1. Nail Biting
Biting nails can impact your jaw and can even chip teeth. “Biting nails places your jaw in a protruding position, which places unnatural pressure on it. This pressure, over long periods of time, can be associated with jaw dysfunction.
Solution: Bitter-tasting nail polishes and stress reduction can help. If certain situations are triggers for nail biting, hold something to keep your fingers busy.
2. Brushing too Hard
Brushing for two minutes twice a day is one of the best daily habits for the health of your teeth. However, make sure you do not brush too hard as it can damage teeth and irritate gums.
Solution: Use a soft toothbrush with the ADA Seal of Acceptance at the proper pressure.
3. Grinding and Clenching
This can cause chipping or cracking of the teeth, as well as muscle tenderness or joint pain.
Solution: A night-time mouth guard, can prevent harm from grinding your teeth at night.
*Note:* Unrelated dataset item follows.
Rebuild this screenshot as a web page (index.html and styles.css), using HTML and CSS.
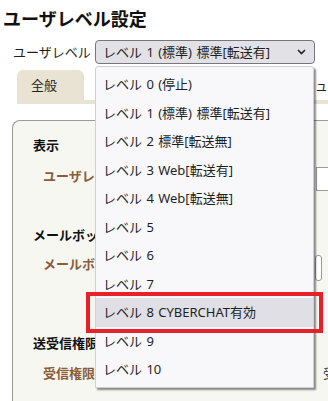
FILE: index.html
```html
<!DOCTYPE html>
<html lang="ja">
<head>
<meta charset="utf-8">
<title>ユーザレベル設定</title>
<link rel="stylesheet" href="styles.css">
</head>
<body>
<div class="page">
  <h1 class="title">ユーザレベル設定</h1>
  <div class="level-row">
    <span class="level-label">ユーザレベル</span>
    <div class="select-wrap">
      <div class="select">
        <span class="select-value">レベル 1 (標準) 標準[転送有]</span>
        <svg class="chev" width="9" height="6" viewBox="0 0 9 6"><path d="M1 1 L4.5 4.5 L8 1" fill="none" stroke="#222" stroke-width="1.6"/></svg>
      </div>
      <ul class="dropdown">
        <li class="opt">レベル 0 (停止)</li>
        <li class="opt">レベル 1 (標準) 標準[転送有]</li>
        <li class="opt">レベル 2 標準[転送無]</li>
        <li class="opt">レベル 3 Web[転送有]</li>
        <li class="opt">レベル 4 Web[転送無]</li>
        <li class="opt">レベル 5</li>
        <li class="opt">レベル 6</li>
        <li class="opt">レベル 7</li>
        <li class="opt hover">レベル 8 CYBERCHAT有効</li>
        <li class="opt">レベル 9</li>
        <li class="opt">レベル 10</li>
      </ul>
      <div class="mark"></div>
    </div>
  </div>
  <div class="tabs">
    <div class="tab active">全般</div>
    <div class="tab">メール</div>
    <div class="tab">送受信</div>
    <div class="tab">セキュリ</div>
  </div>
  <div class="panel">
    <div class="section sec-display">
      <h2 class="sec-title">表示</h2>
      <div class="field">
        <span class="field-label">ユーザレベル表示</span>
        <span class="box wide"></span>
      </div>
    </div>
    <div class="section sec-mail">
      <h2 class="sec-title">メールボックス</h2>
      <div class="field">
        <span class="field-label">メールボックス容量</span>
        <span class="box short"></span>
      </div>
    </div>
    <div class="section sec-perm">
      <h2 class="sec-title">送受信権限</h2>
      <div class="field">
        <span class="field-label">受信権限</span>
        <span class="field-text">受</span>
      </div>
    </div>
  </div>
</div>
</body>
</html>
```
FILE: styles.css
```css
html, body {
  margin: 0;
  padding: 0;
  background: #ffffff;
}
body {
  font-family: "Noto Sans", "Noto Sans CJK JP", sans-serif;
  color: #1f1f1f;
  font-size: 13px;
  overflow: hidden;
  width: 328px;
  height: 401px;
}
.page {
  padding-top: 7px;
  width: 328px;
  height: 401px;
  overflow: hidden;
}
.title {
  margin: 0;
  padding-left: 3px;
  font-size: 18px;
  line-height: 24px;
  font-weight: 700;
  color: #111;
}
.level-row {
  display: flex;
  align-items: center;
  margin-top: 9px;
  padding-left: 13px;
  gap: 5px;
}
.level-label {
  font-size: 13px;
  line-height: 24px;
  width: 77px;
  white-space: nowrap;
}
.select-wrap {
  position: relative;
}
.select {
  box-sizing: border-box;
  width: 220px;
  height: 24px;
  display: flex;
  align-items: center;
  justify-content: space-between;
  padding: 0 8px 0 7px;
  background: #e1e1e6;
  border: 1px solid #76767c;
  border-radius: 4px;
}
.select-value {
  line-height: 20px;
  white-space: nowrap;
  word-spacing: 1px;
}
.chev {
  display: block;
}
.dropdown {
  position: absolute;
  z-index: 5;
  top: 26px;
  left: 0;
  width: 219px;
  box-sizing: border-box;
  margin: 0;
  padding: 3px 0 3px;
  list-style: none;
  background: #f8f8fb;
  border: 1px solid #cfcfd6;
  border-radius: 3px 3px 0 0;
  box-shadow: 2px 2px 2px rgba(0, 0, 0, 0.45);
}
.opt {
  height: 28.5px;
  line-height: 28.5px;
  padding-left: 7px;
  white-space: nowrap;
  word-spacing: 1px;
  color: #1f1f1f;
}
.opt.hover {
  background: #dfdfe5;
}
.mark {
  position: absolute;
  z-index: 6;
  left: -9px;
  top: 252px;
  width: 237px;
  height: 41px;
  box-sizing: border-box;
  border: 4px solid #e8202a;
}
.tabs {
  display: flex;
  gap: 19px;
  margin-top: 6px;
  margin-left: 17px;
  border-bottom: 4px solid #e9e3d3;
  height: 30px;
  overflow: hidden;
}
.tab {
  flex: none;
  min-width: 67px;
  box-sizing: border-box;
  padding-left: 14px;
  line-height: 30px;
  white-space: nowrap;
  border-radius: 6px 6px 0 0;
  color: #222;
}
.tab.active {
  background: #e9e3d3;
}
.panel {
  margin-top: 16px;
  margin-left: 12px;
  height: 281px;
  box-sizing: border-box;
  background: #f7f7f2;
  border: 1px solid #9a9a9a;
  border-right: none;
  border-bottom: none;
  border-radius: 8px 0 0 0;
  padding-top: 14px;
  overflow: hidden;
}
.section {
  padding-left: 20px;
}
.sec-title {
  margin: 0;
  font-size: 13px;
  line-height: 20px;
  font-weight: 700;
  color: #111;
  white-space: nowrap;
}
.field {
  display: grid;
  grid-template-columns: 273px auto;
  align-items: start;
  padding-left: 10px;
}
.field-label {
  font-weight: 700;
  color: #8a5d3b;
  line-height: 18px;
  white-space: nowrap;
}
.field-text {
  line-height: 18px;
  padding-left: 7px;
  white-space: nowrap;
  color: #333;
}
.box {
  display: block;
  box-sizing: border-box;
  background: #ffffff;
  border: 1px solid #9a9a9a;
  border-radius: 3px;
}
.box.wide {
  width: 12px;
  height: 24px;
  border-right: none;
  border-radius: 0;
}
.box.short {
  width: 7px;
  height: 26px;
  margin-left: -1px;
}
.sec-display .field {
  margin-top: 12px;
}
.sec-mail {
  margin-top: 34px;
}
.sec-mail .field {
  margin-top: 10px;
}
.sec-perm {
  margin-top: 52px;
}
.sec-perm .field {
  margin-top: 11px;
}
```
If you find yourself grinding or clenching your teeth during stressful moments of the day, relaxation exercises can also help.
4. Chewing Ice Cubes
Tooth enamel and ice cubes are both made up of crystalline structures. When you push two crystals against each other with enough force, one will break. Most of the time it’s the ice, but sometimes the tooth or a filling will break.
Solution: Cracked or broken teeth and fillings are painful and costly to repair. Because the risk of chewing ice is great, avoid it by drinking chilled beverages without ice, or using a straw. Chewing sugar free gum instead is also a safer alternative.
5. Constant Snacking
Eating frequently during day, especially on sugary foods and drinks, puts you at a higher risk for cavities. When you eat, cavity-causing bacteria feast leftover food, producing an acid that attacks the outer shell of your teeth.
Solution: Eat balanced meals to feel fuller, longer. If you need a snack, make sure it’s low in fat and sugar. If you indulge in the occasional sugary treat, follow it with a big glass of water to wash away leftover food, and brush after snacking whenever possible.
6. Using your Teeth as Tools
Your teeth were made only for eating, not to stand in as a pair of scissors or hold things when your hands are full. When you do this, you put yourself at a higher risk of cracking your teeth, injuring your jaw or accidentally swallowing something you shouldn’t.
Solution: Stop and find something or someone to give you a hand.